Olivier Roy estime que le croisement de deux mouvements, apparemment contradictoires, laïcisme et défense de l’identité chrétienne, se rejoignent sur le fond en contribuant, l’un comme l’autre, à promouvoir une religion sans foi. « Les sécularistes contribuent à défaire le lien entre Europe et christianisme, ce qui explique leur passage aux identitaires. Mais il est fort curieux de voir des intellectuels chrétiens croyants s’accrocher à un christianisme identitaire qui éviscère la spiritualité qu’ils prétendent avoir retrouvées en leur for intérieur » (p. 187-188).

Les ressources de l’Europe

Je termine cette présentation du livre, que certains pourront contester, en particulier au nom d’un des « marqueurs » du catholicisme, son inscription dans les structures sociales – peut-on distinguer absolument christianisme et chrétienté ? – par le paragraphe qui conclut notre ouvrage. Ces lignes ne prennent pas leur parti d’une société qui n’en est plus une, puisque ne consistant qu’en la juxtaposition d’intérêts individuels ou catégoriels ; elles expriment leur confiance dans des ressources que l’Europe n’a pu totalement oubliées.

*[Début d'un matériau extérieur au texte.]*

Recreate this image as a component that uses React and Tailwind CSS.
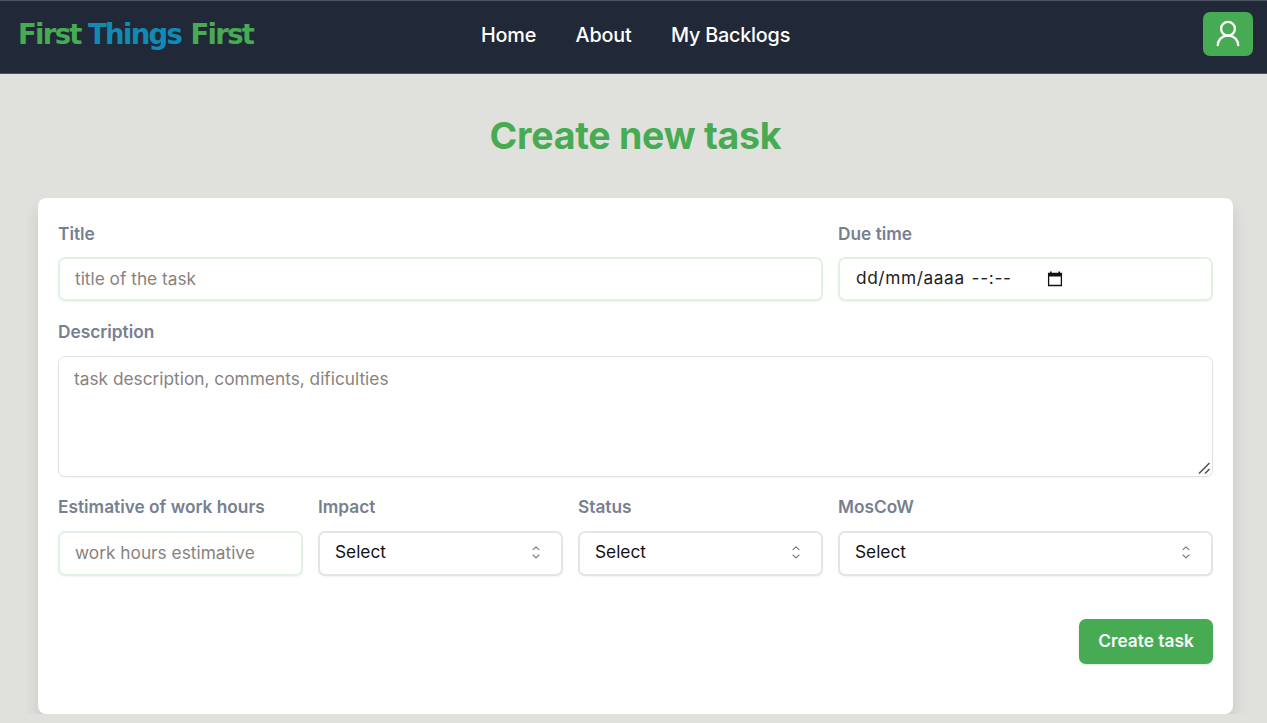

« Face à la mondialisation, l’enjeu est à la fois de retrouver une échelle humaine et de faire le poids par rapport au reste du monde : seule l’Europe peut répondre à ces deux objectifs. Il faudra bien revenir aux fondements, en particulier ceux de la société libérale européenne tout comme ce qui lui reste de mémoire chrétienne. Il faudra bien revenir au projet fondateur de l’Europe, au-delà de sa normativité bureaucratique. L’Europe est le seul corps où l’on puisse encore insuffler quelque esprit » (p. 193).